Why Software Security is Most Important
By Dr. Edward G. Amoroso, Founder & CEO, TAG Cyber
The modern supply chain has become an essential component of every company’s IT infrastructure, regardless of its size or industrial sector. Unfortunately, supply chain managers have tended to ignore basic issues of cyber security. In the years preceding its recent cyber attack, for example, Target implemented a supply chain portal that allowed anyone with a browser to identify its vendors and this included the HVAC vendor that was the source of the attack. While no generally accepted methodology exists to fully address supply chain risk, some useful security techniques have begun to emerge in practice.
While it may seem obvious that supply chain issues require governance, many companies simply do not establish such structure. Supply chain security governance must be focused on one mission – namely, to guide and oversee the reduction of cyber risk throughout the supply chain lifecycle. Governance teams must ensure that accurate information is available on supplier inventory and vendor mix. They must also obtain information on relevant geographic and political issues for off-shoring projects.
Vendors delivering functionality must agree to contractual provisions that expressly prohibit intentionally hidden functionality or undocumented features. For many years, vendors felt comfortable hiding back doors for emergency access or including whimsical features hidden by developers. This is not a reasonable practice and supply chain managers must be clear that it will not be tolerated. Clauses should include consequences if back doors, Trojan horses, or other integrity-degrading functions are discovered at a later date.

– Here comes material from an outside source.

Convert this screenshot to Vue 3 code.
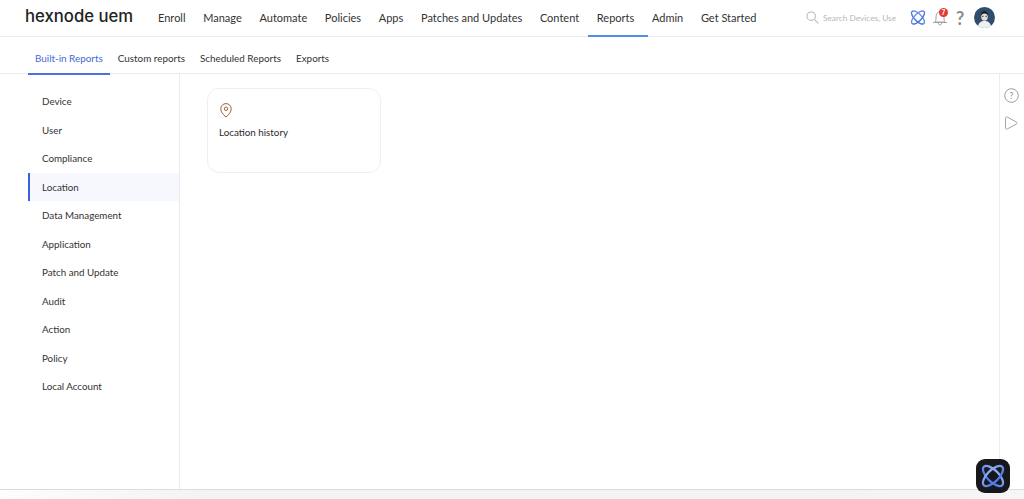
<template>
  <div class="page">
    <header class="topbar">
      <div class="logo">hexnode uem</div>
      <nav class="mainnav">
        <a v-for="item in navItems" :key="item" class="navlink" :class="{ active: item === 'Reports' }">{{ item }}</a>
      </nav>
      <div class="tools">
        <div class="search">
          <svg width="13" height="13" viewBox="0 0 13 13" fill="none" stroke="#b9b9b9" stroke-width="1.1">
            <circle cx="5.2" cy="5.2" r="4.2" />
            <path d="M8.3 8.3l4 4" />
          </svg>
          <span>Search Devices, Use</span>
        </div>
        <svg class="atom" width="16" height="17" viewBox="0 0 16 17" fill="none" stroke-width="1.4">
          <defs>
            <linearGradient id="atomStroke" gradientUnits="userSpaceOnUse" x1="0" y1="0" x2="0" y2="17">
              <stop offset="0" stop-color="#8aa9ec" />
              <stop offset="1" stop-color="#2458d6" />
            </linearGradient>
          </defs>
          <ellipse cx="8" cy="8.500" rx="8.500" ry="3.600" transform="rotate(45 8 8.500)" stroke="url(#atomStroke)" />
          <ellipse cx="8" cy="8.500" rx="8.500" ry="3.600" transform="rotate(-45 8 8.500)" stroke="url(#atomStroke)" />
        </svg>
        <div class="bell">
          <svg width="16" height="18" viewBox="0 0 16 18" fill="none" stroke="#a3a3a3" stroke-width="1">
            <path d="M3 13c.8-1 1-2 1-5 0-3 1.600-5.500 4-5.500s4 2.500 4 5.500c0 3 .2 4 1 5z" />
            <path d="M1 13.500h14M6.300 14c0 2.600 3.400 2.600 3.400 0" />
          </svg>
          <span class="badge">7</span>
        </div>
        <span class="help">?</span>
        <svg class="avatar" width="21" height="21" viewBox="0 0 21 21">
          <circle cx="10.500" cy="10.500" r="10.500" fill="#2f4d6b" />
          <path d="M4 19c1-4 3.500-5 6.500-5s5.500 1 6.500 5c-1.800 1.300-4 2-6.500 2s-4.700-.7-6.500-2z" fill="#eef0f2" />
          <ellipse cx="10.500" cy="9.500" rx="3.300" ry="4.200" fill="#e9dcd4" />
          <path d="M7 9c-.4-3.500 1.500-5 3.500-5s3.900 1.500 3.500 5c-.5-1.800-1.500-2.600-3.500-2.600S7.500 7.200 7 9z" fill="#17202b" />
          <path d="M8 9.300h1.600M11.400 9.300H13" stroke="#17202b" stroke-width=".8" />
        </svg>
      </div>
    </header>

    <div class="subbar">
      <a v-for="tab in tabs" :key="tab" class="tab" :class="{ active: tab === 'Built-in Reports' }">{{ tab }}</a>
    </div>

    <div class="body">
      <aside class="sidebar">
        <a v-for="item in sideItems" :key="item" class="sideitem" :class="{ active: item === 'Location' }">{{ item }}</a>
      </aside>
      <main class="content">
        <div class="card">
          <svg width="14" height="16" viewBox="0 0 14 16" fill="none" stroke="#a0623a" stroke-width="1">
            <path d="M7 15C4 12.500 1.800 10 1.800 6.800a5.200 5.200 0 0 1 10.400 0C12.200 10 10 12.500 7 15z" />
            <circle cx="7" cy="6.800" r="1.700" />
          </svg>
          <div class="cardtitle">Location history</div>
        </div>
      </main>
      <aside class="rail">
        <svg width="15" height="15" viewBox="0 0 15 15" fill="none" stroke="#9c9c9c" stroke-width="1">
          <circle cx="7.500" cy="7.500" r="6.800" />
          <text x="7.500" y="10.500" text-anchor="middle" font-size="8.500" fill="#8a8a8a" stroke="none" font-family="Lato">?</text>
        </svg>
        <svg width="14" height="14" viewBox="0 0 14 14" fill="none" stroke="#a3a3a3" stroke-width="1">
          <path d="M1.500 2.200c0-1.200.9-1.700 1.900-1.100l8.900 4.900c1 .6 1 1.500 0 2.100l-8.900 4.800c-1 .6-1.900.1-1.900-1.100z" />
        </svg>
      </aside>
    </div>
    <div class="strip"></div>

    <div class="assistant">
      <svg width="26" height="26" viewBox="0 0 26 26" fill="none" stroke-width="2.200">
        <defs>
          <linearGradient id="assistantStroke" gradientUnits="userSpaceOnUse" x1="0" y1="2" x2="0" y2="24">
            <stop offset="0" stop-color="#a9c0f4" />
            <stop offset="1" stop-color="#2f62e6" />
          </linearGradient>
        </defs>
        <ellipse cx="13" cy="13" rx="13" ry="5.800" transform="rotate(45 13 13)" stroke="url(#assistantStroke)" />
        <ellipse cx="13" cy="13" rx="13" ry="5.800" transform="rotate(-45 13 13)" stroke="url(#assistantStroke)" />
      </svg>
    </div>
  </div>
</template>

<script setup>
const navItems = ['Enroll', 'Manage', 'Automate', 'Policies', 'Apps', 'Patches and Updates', 'Content', 'Reports', 'Admin', 'Get Started']
const tabs = ['Built-in Reports', 'Custom reports', 'Scheduled Reports', 'Exports']
const sideItems = ['Device', 'User', 'Compliance', 'Location', 'Data Management', 'Application', 'Patch and Update', 'Audit', 'Action', 'Policy', 'Local Account']
</script>

<style scoped>
.page {
  width: 1024px;
  height: 499px;
  overflow: hidden;
  position: relative;
  display: flex;
  flex-direction: column;
  background: #fff;
  color: #2b2b2b;
  font-family: Lato, "Liberation Sans", sans-serif;
}

.topbar {
  height: 37px;
  flex: none;
  display: flex;
  align-items: stretch;
  border-bottom: 1px solid #ececec;
  box-sizing: border-box;
  padding-left: 25px;
}

.logo {
  width: 124.200px;
  flex: none;
  font-family: Inter, sans-serif;
  font-weight: 500;
  font-size: 16.700px;
  line-height: 32px;
  color: #222;
}

.mainnav {
  display: flex;
  width: 620.300px;
  flex: none;
}

.navlink {
  padding: 0 8.830px;
  font-size: 11px;
  line-height: 35px;
  height: 37px;
  box-sizing: border-box;
  color: #333;
  white-space: nowrap;
}

.navlink.active {
  border-bottom: 2px solid #4f8fe8;
  padding-right: 13.300px;
  margin-right: -4.470px;
}

.tools {
  display: flex;
  align-items: center;
  height: 35px;
}

.search {
  display: flex;
  align-items: center;
  gap: 4px;
  margin-left: 36.500px;
  width: 104px;
  flex: none;
  font-size: 8.300px;
  color: #b8b8b8;
  white-space: nowrap;
}

.atom {
  flex: none;
}

.bell {
  position: relative;
  display: flex;
  margin-left: 6px;
}

.badge {
  position: absolute;
  top: -1px;
  left: 7px;
  width: 9px;
  height: 9px;
  border-radius: 50%;
  background: #e53935;
  color: #fff;
  font-size: 6.500px;
  line-height: 9px;
  font-weight: 700;
  text-align: center;
}

.help {
  margin-left: 8px;
  font-size: 18px;
  font-weight: 700;
  color: #8c8c8c;
  width: 10px;
}

.avatar {
  margin-left: 8.500px;
  flex: none;
}

.subbar {
  height: 37px;
  flex: none;
  display: flex;
  align-items: stretch;
  padding-left: 27.500px;
  border-bottom: 1px solid #ececec;
  box-sizing: border-box;
}

.tab {
  padding: 0 7.500px;
  font-size: 9.900px;
  line-height: 43px;
  height: 37px;
  box-sizing: border-box;
  color: #333;
  white-space: nowrap;
}

.tab.active {
  color: #3f68d8;
  border-bottom: 2px solid #4a72dc;
  margin-bottom: -1px;
  height: 38px;
}

.body {
  flex: 1;
  display: flex;
  min-height: 0;
}

.sidebar {
  width: 180px;
  flex: none;
  box-sizing: border-box;
  border-right: 1px solid #ececec;
  padding: 13px 0 0 28px;
  display: flex;
  flex-direction: column;
}

.sideitem {
  height: 28.500px;
  line-height: 28px;
  padding-left: 14px;
  font-size: 9.800px;
  color: #333;
}

.sideitem.active {
  background: #f7f8fe;
  box-shadow: inset 2px 0 0 #3a62dc;
}

.content {
  flex: 1;
  padding: 14px 0 0 27px;
}

.card {
  width: 174px;
  height: 85px;
  box-sizing: border-box;
  border: 1px solid #efefef;
  border-radius: 12px;
  padding: 13px 11px;
}

.card svg {
  display: block;
}

.cardtitle {
  margin-top: 7px;
  font-size: 9.800px;
  line-height: 14px;
  color: #2b2b2b;
}

.rail {
  width: 25px;
  flex: none;
  box-sizing: border-box;
  border-left: 1px solid #ececec;
  padding: 14px 0 0 4px;
  display: flex;
  flex-direction: column;
  gap: 13px;
}

.strip {
  height: 10px;
  flex: none;
  border-top: 1px solid #dcdcdc;
  box-sizing: border-box;
  background: linear-gradient(90deg, #fdfdfd, #f3f3f3 20%, #f3f3f3 80%, #f6f6f6);
}

.assistant {
  position: absolute;
  left: 976px;
  top: 459px;
  width: 34px;
  height: 34px;
  border-radius: 9px;
  background: #17181b;
  display: flex;
  align-items: center;
  justify-content: center;
}
</style>

<style>
html, body {
  margin: 0;
  overflow: hidden;
}
</style>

Software engineers agree that it is impossible to find a well-placed Trojan in software. They also agree that testing can demonstrate the presence of problems, but never their absence. In spite of these limitations, supply chain acceptance processes should still include static checking of coding practices and software design. Acceptance processes should also include dynamic software tests that perform security functional checks along with heuristic and brute force penetration tests. At minimum, this testing will help keep vendors on guard.
Free exchange of supply chain-related information between different organizations about the integrity of vendor-provided products is not common. In fact, the details of a specific engagement with a supplier are considered highly proprietary in most companies. Supply chain managers must take steps, however, to change this situation by increasing their level of information sharing with peer organizations. By comparing notes and lessons learned on individual experiences, systemic integrity problems with a vendor could be brought to light more quickly across the community.
Because the basic concept of open source software is so new and innovative, the corresponding supply chain management process must be completely redesigned. In particular, rather than overseeing the work of a vendor, open source supply chain management requires active, trustworthy participation and contribution to the open source project. Only then can a company begin gauge the level of quality in the code and reasonableness of the solution for a given mission. Even in companies that reject the use of open source, vendor products are increasingly integrated open source into their proprietary solutions.
Under appropriate circumstances, and under the guidance of a competent legal advisor, certain types of controlled deception might help a supply chain team measure the trustworthiness of a vendor. For example, a buyer might request assistance under presumed duress, pleading with a vendor to utilize any hidden back door available to deal with the emergency. If the vendor complies, then the buyer has located a back door. Another example might involve purchasing a twice product, but for different objectives. If differences are identified, then an integrity issue might exist with the vendor.